The "Mad Money" host pointed out that Facebook's stock is in a similar boat: it trades at less than 19 times next year's earnings estimates, which is cheap considering its 40 percent growth rate. If the earnings numbers came down, though, shares of Facebook would become more expensive.
"Everyone seems to understand that's a possibility with Facebook, so it is a little odd that so many people have trouble grasping the same concept when applied to Micron," he said.
Cramer's concern stemmed from his recollection of an analogous situation at Bethlehem Steel, a now-defunct company that was once the second-largest steel producer in the world.
In the late 1980s, before it hit a wall of high debt, a bad product spread, an overpaid workforce and a lack of demand, Bethlehem Steel was insanely profitable, Cramer said.
"There was a moment when Bethlehem Steel's profitability was rising so fast, so strong, that it looked like the stock was selling at just two times the next year's earnings estimates," he said. "Some of the most important steel analysts were telling me, 'Listen, you simply have to buy it.' What could go wrong with a stock selling at two times earnings?"
As it turned out, a lot could go wrong.
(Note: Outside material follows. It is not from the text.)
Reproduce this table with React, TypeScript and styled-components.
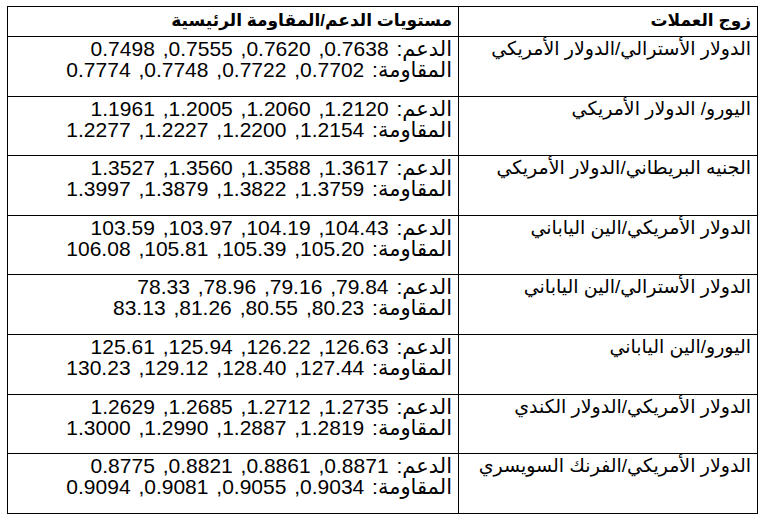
import styled, { createGlobalStyle } from 'styled-components';

const GlobalStyle = createGlobalStyle`
  html, body {
    margin: 0;
    padding: 0;
    background: #ffffff;
  }
  body {
    font-family: "Liberation Sans", "DejaVu Sans", sans-serif;
    color: #000000;
  }
`;

const Page = styled.div`
  padding: 6px 4px 0 7px;
`;

const Table = styled.table`
  width: 750px;
  border-collapse: collapse;
  table-layout: fixed;
  direction: rtl;
  line-height: 21px;
`;

const HeadCell = styled.th<{ $width: number }>`
  box-sizing: border-box;
  width: ${(p) => p.$width}px;
  border: 1px solid #000;
  padding: 3px 6px 5px 6px;
  text-align: right;
  font-weight: bold;
  font-size: 17px;
  vertical-align: top;
  white-space: nowrap;
`;

const Cell = styled.td`
  box-sizing: border-box;
  border: 1px solid #000;
  padding: 1px 6px 15.6px 6px;
  height: 59.6px;
  text-align: right;
  vertical-align: top;
`;

const Pair = styled.div`
  font-size: 19px;
  white-space: nowrap;
`;

const Line = styled.div`
  font-size: 21px;
  word-spacing: 2px;
  white-space: nowrap;
`;

type Row = {
  pair: string;
  support: string;
  resistance: string;
};

const rows: Row[] = [
  {
    pair: 'الدولار الأسترالي/الدولار الأمريكي',
    support: '0.7638, 0.7620, 0.7555, 0.7498',
    resistance: '0.7702, 0.7722, 0.7748, 0.7774',
  },
  {
    pair: 'اليورو/ الدولار الأمريكي',
    support: '1.2120, 1.2060, 1.2005, 1.1961',
    resistance: '1.2154, 1.2200, 1.2227, 1.2277',
  },
  {
    pair: 'الجنيه البريطاني/الدولار الأمريكي',
    support: '1.3617, 1.3588, 1.3560, 1.3527',
    resistance: '1.3759, 1.3822, 1.3879, 1.3997',
  },
  {
    pair: 'الدولار الأمريكي/الين الياباني',
    support: '104.43, 104.19, 103.97, 103.59',
    resistance: '105.20, 105.39, 105.81, 106.08',
  },
  {
    pair: 'الدولار الأسترالي/الين الياباني',
    support: '79.84, 79.16, 78.96, 78.33',
    resistance: '80.23, 80.55, 81.26, 83.13',
  },
  {
    pair: 'اليورو/الين الياباني',
    support: '126.63, 126.22, 125.94, 125.61',
    resistance: '127.44, 128.40, 129.12, 130.23',
  },
  {
    pair: 'الدولار الأمريكي/الدولار الكندي',
    support: '1.2735, 1.2712, 1.2685, 1.2629',
    resistance: '1.2819, 1.2887, 1.2990, 1.3000',
  },
  {
    pair: 'الدولار الأمريكي/الفرنك السويسري',
    support: '0.8871, 0.8861, 0.8821, 0.8775',
    resistance: '0.9034, 0.9055, 0.9081, 0.9094',
  },
];

const App = () => {
  return (
    <Page>
      <GlobalStyle />
      <Table dir="rtl">
        <thead>
          <tr>
            <HeadCell $width={299}>زوج العملات</HeadCell>
            <HeadCell $width={451}>مستويات الدعم/المقاومة الرئيسية</HeadCell>
          </tr>
        </thead>
        <tbody>
          {rows.map((row) => (
            <tr key={row.pair}>
              <Cell>
                <Pair>{row.pair}</Pair>
              </Cell>
              <Cell>
                <Line>الدعم: {row.support}</Line>
                <Line>المقاومة: {row.resistance}</Line>
              </Cell>
            </tr>
          ))}
        </tbody>
      </Table>
    </Page>
  );
};

export default App;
In just two years, Bethlehem Steel was losing money, under pressure from a strong dollar and other countries dumping steel in the United States. Ultimately, the company went under in 2003.
"Micron's a much better company than [Bethlehem Steel] ever was," Cramer admitted. "That's not the point. All I'm concerned about, all I'm trying to do is teach people the fallacy of the idea that stocks are always a good value when they have a low price-to-earnings multiple. That's not true, as an excessively low multiple often signals an imminent earnings collapse."
"And while I hope DRAM prices stay strong, and I hope flash memory prices can rise back up, I mainly just don't want anyone who watches this show to lose money," Cramer continued. "That's my only dog in this whole Micron hunt."